▶ _EXERCISE DIRECTIONS_: An exact copy of all the data is required, with pictures left out.

** begin DATA BLOCK **

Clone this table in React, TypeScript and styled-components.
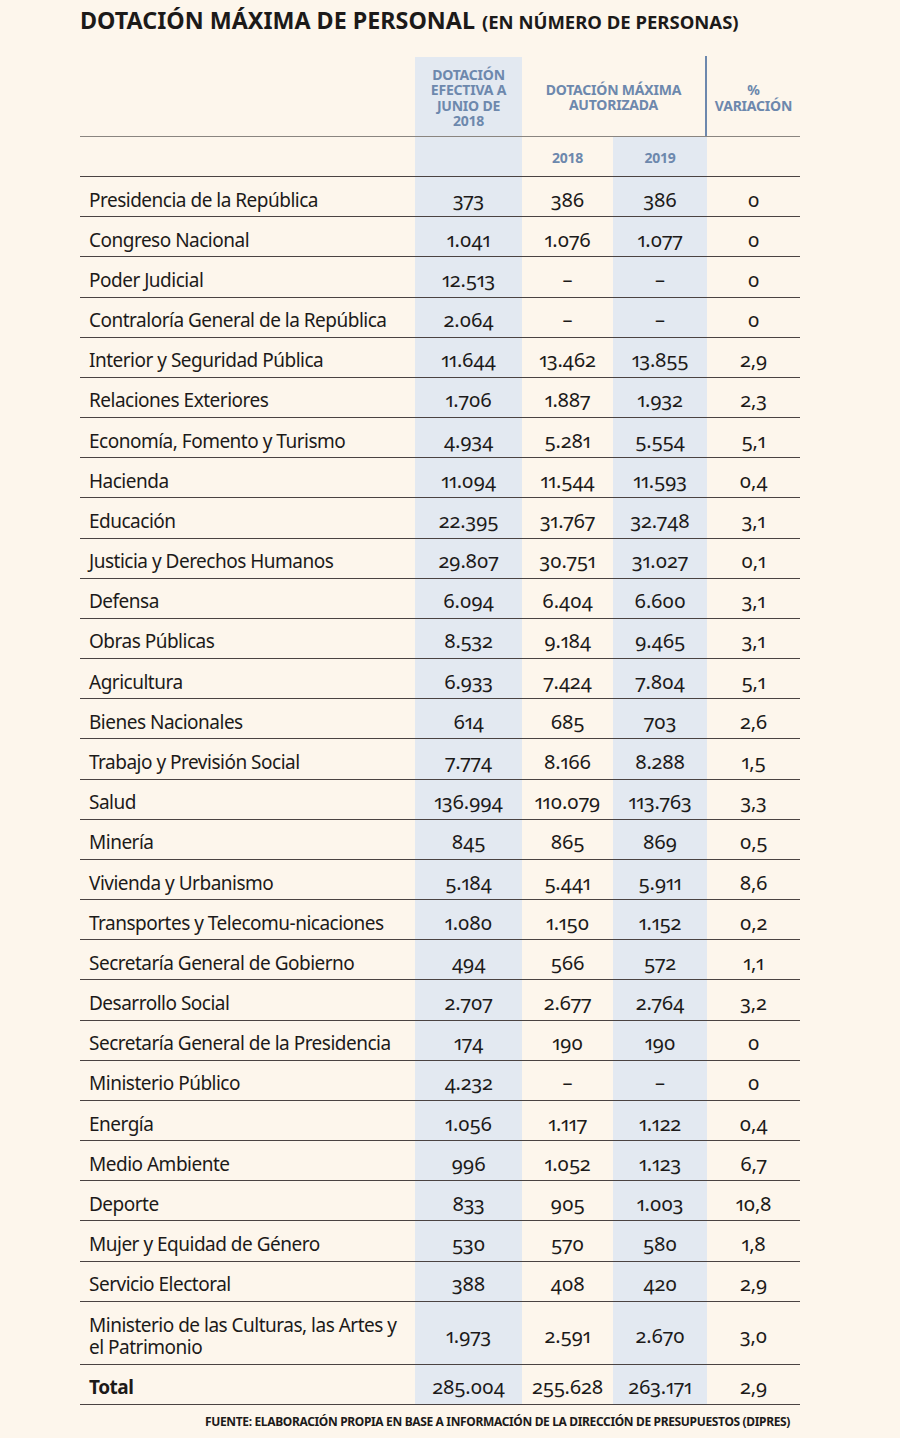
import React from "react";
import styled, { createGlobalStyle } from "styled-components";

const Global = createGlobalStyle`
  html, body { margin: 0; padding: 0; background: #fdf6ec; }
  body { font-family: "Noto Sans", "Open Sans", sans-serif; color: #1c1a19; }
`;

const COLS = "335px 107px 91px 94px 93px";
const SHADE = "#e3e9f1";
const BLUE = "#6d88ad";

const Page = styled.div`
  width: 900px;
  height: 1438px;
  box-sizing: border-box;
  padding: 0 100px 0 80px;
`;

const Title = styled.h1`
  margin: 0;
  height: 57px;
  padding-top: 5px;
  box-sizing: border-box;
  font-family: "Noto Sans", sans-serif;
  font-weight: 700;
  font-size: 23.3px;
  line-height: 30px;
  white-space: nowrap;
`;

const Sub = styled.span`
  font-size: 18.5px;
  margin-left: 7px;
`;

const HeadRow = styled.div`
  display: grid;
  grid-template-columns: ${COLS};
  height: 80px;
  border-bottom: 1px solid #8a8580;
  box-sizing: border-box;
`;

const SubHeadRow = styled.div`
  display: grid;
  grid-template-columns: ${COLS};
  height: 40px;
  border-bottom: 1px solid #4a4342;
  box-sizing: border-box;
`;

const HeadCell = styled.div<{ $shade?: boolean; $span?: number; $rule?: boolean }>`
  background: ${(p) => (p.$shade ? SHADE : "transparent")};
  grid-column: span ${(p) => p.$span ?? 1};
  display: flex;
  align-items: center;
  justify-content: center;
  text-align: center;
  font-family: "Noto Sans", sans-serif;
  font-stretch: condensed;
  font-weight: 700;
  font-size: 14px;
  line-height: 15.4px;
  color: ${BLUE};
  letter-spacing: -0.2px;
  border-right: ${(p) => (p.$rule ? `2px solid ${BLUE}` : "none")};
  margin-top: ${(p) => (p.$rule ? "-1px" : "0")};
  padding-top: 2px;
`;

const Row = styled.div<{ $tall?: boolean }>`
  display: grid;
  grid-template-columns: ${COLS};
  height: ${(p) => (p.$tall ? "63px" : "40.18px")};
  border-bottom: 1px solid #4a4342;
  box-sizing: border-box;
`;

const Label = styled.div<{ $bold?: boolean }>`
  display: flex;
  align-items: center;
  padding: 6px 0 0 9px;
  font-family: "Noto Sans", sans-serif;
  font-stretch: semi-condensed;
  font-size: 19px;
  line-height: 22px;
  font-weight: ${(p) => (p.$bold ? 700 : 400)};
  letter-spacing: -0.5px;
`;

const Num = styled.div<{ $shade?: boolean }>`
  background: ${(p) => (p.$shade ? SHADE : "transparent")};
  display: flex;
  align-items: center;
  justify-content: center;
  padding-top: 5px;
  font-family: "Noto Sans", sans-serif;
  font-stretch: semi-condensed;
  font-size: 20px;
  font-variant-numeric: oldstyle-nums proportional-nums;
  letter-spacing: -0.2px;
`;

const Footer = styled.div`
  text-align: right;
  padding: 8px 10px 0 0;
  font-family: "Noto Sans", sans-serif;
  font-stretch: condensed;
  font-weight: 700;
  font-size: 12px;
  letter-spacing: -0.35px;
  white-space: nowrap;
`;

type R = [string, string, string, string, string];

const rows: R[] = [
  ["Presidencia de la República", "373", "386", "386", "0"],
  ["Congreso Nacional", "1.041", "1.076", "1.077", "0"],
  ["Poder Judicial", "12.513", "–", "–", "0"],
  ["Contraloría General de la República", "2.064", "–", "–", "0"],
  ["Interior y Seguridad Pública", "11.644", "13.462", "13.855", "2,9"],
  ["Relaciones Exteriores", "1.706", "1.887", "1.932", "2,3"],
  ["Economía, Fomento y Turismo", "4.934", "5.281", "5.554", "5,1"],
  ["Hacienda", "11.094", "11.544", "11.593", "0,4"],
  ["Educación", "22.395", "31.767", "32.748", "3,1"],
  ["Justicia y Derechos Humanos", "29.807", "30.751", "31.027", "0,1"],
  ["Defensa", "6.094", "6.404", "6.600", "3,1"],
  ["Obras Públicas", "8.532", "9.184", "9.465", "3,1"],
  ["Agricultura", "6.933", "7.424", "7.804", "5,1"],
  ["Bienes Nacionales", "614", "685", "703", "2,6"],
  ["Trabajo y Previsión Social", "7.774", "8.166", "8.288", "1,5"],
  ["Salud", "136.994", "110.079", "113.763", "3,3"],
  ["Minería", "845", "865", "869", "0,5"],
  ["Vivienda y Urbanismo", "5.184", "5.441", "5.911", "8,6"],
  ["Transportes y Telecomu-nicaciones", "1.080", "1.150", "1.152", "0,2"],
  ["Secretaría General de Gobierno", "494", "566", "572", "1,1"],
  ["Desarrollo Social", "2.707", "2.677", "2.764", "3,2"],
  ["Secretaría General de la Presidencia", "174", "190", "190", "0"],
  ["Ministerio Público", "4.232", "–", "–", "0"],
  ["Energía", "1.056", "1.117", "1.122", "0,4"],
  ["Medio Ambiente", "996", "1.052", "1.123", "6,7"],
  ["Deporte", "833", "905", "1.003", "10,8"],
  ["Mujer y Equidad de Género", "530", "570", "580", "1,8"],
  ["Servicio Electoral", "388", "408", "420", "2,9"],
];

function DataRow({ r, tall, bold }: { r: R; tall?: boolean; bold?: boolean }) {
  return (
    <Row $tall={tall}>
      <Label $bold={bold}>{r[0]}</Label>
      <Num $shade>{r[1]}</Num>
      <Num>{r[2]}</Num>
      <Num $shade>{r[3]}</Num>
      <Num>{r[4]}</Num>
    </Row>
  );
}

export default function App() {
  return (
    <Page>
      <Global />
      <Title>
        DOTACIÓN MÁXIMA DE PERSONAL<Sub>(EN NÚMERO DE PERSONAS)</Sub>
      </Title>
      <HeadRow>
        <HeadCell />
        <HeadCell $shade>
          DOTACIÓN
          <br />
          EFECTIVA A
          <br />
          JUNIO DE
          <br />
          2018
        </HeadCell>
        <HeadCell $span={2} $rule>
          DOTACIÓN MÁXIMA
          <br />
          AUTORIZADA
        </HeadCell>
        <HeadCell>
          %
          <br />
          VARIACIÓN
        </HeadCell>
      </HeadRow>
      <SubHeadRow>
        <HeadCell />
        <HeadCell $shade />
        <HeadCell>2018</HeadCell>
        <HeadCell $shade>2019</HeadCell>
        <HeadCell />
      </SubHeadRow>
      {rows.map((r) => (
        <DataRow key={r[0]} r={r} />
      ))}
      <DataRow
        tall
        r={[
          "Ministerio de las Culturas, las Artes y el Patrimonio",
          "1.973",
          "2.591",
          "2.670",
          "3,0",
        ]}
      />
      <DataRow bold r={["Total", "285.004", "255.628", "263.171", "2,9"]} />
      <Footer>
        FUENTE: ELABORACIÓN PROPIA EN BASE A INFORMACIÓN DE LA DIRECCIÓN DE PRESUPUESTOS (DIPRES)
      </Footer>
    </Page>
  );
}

** end DATA BLOCK **

▶ _ANSWER IN FULL_:
Clone this table in React, TypeScript and styled-components.
import React from "react";
import styled, { createGlobalStyle } from "styled-components";

const Global = createGlobalStyle`
  html, body { margin: 0; padding: 0; background: #fdf6ec; }
  body { font-family: "Noto Sans", "Open Sans", sans-serif; color: #1c1a19; }
`;

const COLS = "335px 107px 91px 94px 93px";
const SHADE = "#e3e9f1";
const BLUE = "#6d88ad";

const Page = styled.div`
  width: 900px;
  height: 1438px;
  box-sizing: border-box;
  padding: 0 100px 0 80px;
`;

const Title = styled.h1`
  margin: 0;
  height: 57px;
  padding-top: 5px;
  box-sizing: border-box;
  font-family: "Noto Sans", sans-serif;
  font-weight: 700;
  font-size: 23.3px;
  line-height: 30px;
  white-space: nowrap;
`;

const Sub = styled.span`
  font-size: 18.5px;
  margin-left: 7px;
`;

const HeadRow = styled.div`
  display: grid;
  grid-template-columns: ${COLS};
  height: 80px;
  border-bottom: 1px solid #8a8580;
  box-sizing: border-box;
`;

const SubHeadRow = styled.div`
  display: grid;
  grid-template-columns: ${COLS};
  height: 40px;
  border-bottom: 1px solid #4a4342;
  box-sizing: border-box;
`;

const HeadCell = styled.div<{ $shade?: boolean; $span?: number; $rule?: boolean }>`
  background: ${(p) => (p.$shade ? SHADE : "transparent")};
  grid-column: span ${(p) => p.$span ?? 1};
  display: flex;
  align-items: center;
  justify-content: center;
  text-align: center;
  font-family: "Noto Sans", sans-serif;
  font-stretch: condensed;
  font-weight: 700;
  font-size: 14px;
  line-height: 15.4px;
  color: ${BLUE};
  letter-spacing: -0.2px;
  border-right: ${(p) => (p.$rule ? `2px solid ${BLUE}` : "none")};
  margin-top: ${(p) => (p.$rule ? "-1px" : "0")};
  padding-top: 2px;
`;

const Row = styled.div<{ $tall?: boolean }>`
  display: grid;
  grid-template-columns: ${COLS};
  height: ${(p) => (p.$tall ? "63px" : "40.18px")};
  border-bottom: 1px solid #4a4342;
  box-sizing: border-box;
`;

const Label = styled.div<{ $bold?: boolean }>`
  display: flex;
  align-items: center;
  padding: 6px 0 0 9px;
  font-family: "Noto Sans", sans-serif;
  font-stretch: semi-condensed;
  font-size: 19px;
  line-height: 22px;
  font-weight: ${(p) => (p.$bold ? 700 : 400)};
  letter-spacing: -0.5px;
`;

const Num = styled.div<{ $shade?: boolean }>`
  background: ${(p) => (p.$shade ? SHADE : "transparent")};
  display: flex;
  align-items: center;
  justify-content: center;
  padding-top: 5px;
  font-family: "Noto Sans", sans-serif;
  font-stretch: semi-condensed;
  font-size: 20px;
  font-variant-numeric: oldstyle-nums proportional-nums;
  letter-spacing: -0.2px;
`;

const Footer = styled.div`
  text-align: right;
  padding: 8px 10px 0 0;
  font-family: "Noto Sans", sans-serif;
  font-stretch: condensed;
  font-weight: 700;
  font-size: 12px;
  letter-spacing: -0.35px;
  white-space: nowrap;
`;

type R = [string, string, string, string, string];

const rows: R[] = [
  ["Presidencia de la República", "373", "386", "386", "0"],
  ["Congreso Nacional", "1.041", "1.076", "1.077", "0"],
  ["Poder Judicial", "12.513", "–", "–", "0"],
  ["Contraloría General de la República", "2.064", "–", "–", "0"],
  ["Interior y Seguridad Pública", "11.644", "13.462", "13.855", "2,9"],
  ["Relaciones Exteriores", "1.706", "1.887", "1.932", "2,3"],
  ["Economía, Fomento y Turismo", "4.934", "5.281", "5.554", "5,1"],
  ["Hacienda", "11.094", "11.544", "11.593", "0,4"],
  ["Educación", "22.395", "31.767", "32.748", "3,1"],
  ["Justicia y Derechos Humanos", "29.807", "30.751", "31.027", "0,1"],
  ["Defensa", "6.094", "6.404", "6.600", "3,1"],
  ["Obras Públicas", "8.532", "9.184", "9.465", "3,1"],
  ["Agricultura", "6.933", "7.424", "7.804", "5,1"],
  ["Bienes Nacionales", "614", "685", "703", "2,6"],
  ["Trabajo y Previsión Social", "7.774", "8.166", "8.288", "1,5"],
  ["Salud", "136.994", "110.079", "113.763", "3,3"],
  ["Minería", "845", "865", "869", "0,5"],
  ["Vivienda y Urbanismo", "5.184", "5.441", "5.911", "8,6"],
  ["Transportes y Telecomu-nicaciones", "1.080", "1.150", "1.152", "0,2"],
  ["Secretaría General de Gobierno", "494", "566", "572", "1,1"],
  ["Desarrollo Social", "2.707", "2.677", "2.764", "3,2"],
  ["Secretaría General de la Presidencia", "174", "190", "190", "0"],
  ["Ministerio Público", "4.232", "–", "–", "0"],
  ["Energía", "1.056", "1.117", "1.122", "0,4"],
  ["Medio Ambiente", "996", "1.052", "1.123", "6,7"],
  ["Deporte", "833", "905", "1.003", "10,8"],
  ["Mujer y Equidad de Género", "530", "570", "580", "1,8"],
  ["Servicio Electoral", "388", "408", "420", "2,9"],
];

function DataRow({ r, tall, bold }: { r: R; tall?: boolean; bold?: boolean }) {
  return (
    <Row $tall={tall}>
      <Label $bold={bold}>{r[0]}</Label>
      <Num $shade>{r[1]}</Num>
      <Num>{r[2]}</Num>
      <Num $shade>{r[3]}</Num>
      <Num>{r[4]}</Num>
    </Row>
  );
}

export default function App() {
  return (
    <Page>
      <Global />
      <Title>
        DOTACIÓN MÁXIMA DE PERSONAL<Sub>(EN NÚMERO DE PERSONAS)</Sub>
      </Title>
      <HeadRow>
        <HeadCell />
        <HeadCell $shade>
          DOTACIÓN
          <br />
          EFECTIVA A
          <br />
          JUNIO DE
          <br />
          2018
        </HeadCell>
        <HeadCell $span={2} $rule>
          DOTACIÓN MÁXIMA
          <br />
          AUTORIZADA
        </HeadCell>
        <HeadCell>
          %
          <br />
          VARIACIÓN
        </HeadCell>
      </HeadRow>
      <SubHeadRow>
        <HeadCell />
        <HeadCell $shade />
        <HeadCell>2018</HeadCell>
        <HeadCell $shade>2019</HeadCell>
        <HeadCell />
      </SubHeadRow>
      {rows.map((r) => (
        <DataRow key={r[0]} r={r} />
      ))}
      <DataRow
        tall
        r={[
          "Ministerio de las Culturas, las Artes y el Patrimonio",
          "1.973",
          "2.591",
          "2.670",
          "3,0",
        ]}
      />
      <DataRow bold r={["Total", "285.004", "255.628", "263.171", "2,9"]} />
      <Footer>
        FUENTE: ELABORACIÓN PROPIA EN BASE A INFORMACIÓN DE LA DIRECCIÓN DE PRESUPUESTOS (DIPRES)
      </Footer>
    </Page>
  );
}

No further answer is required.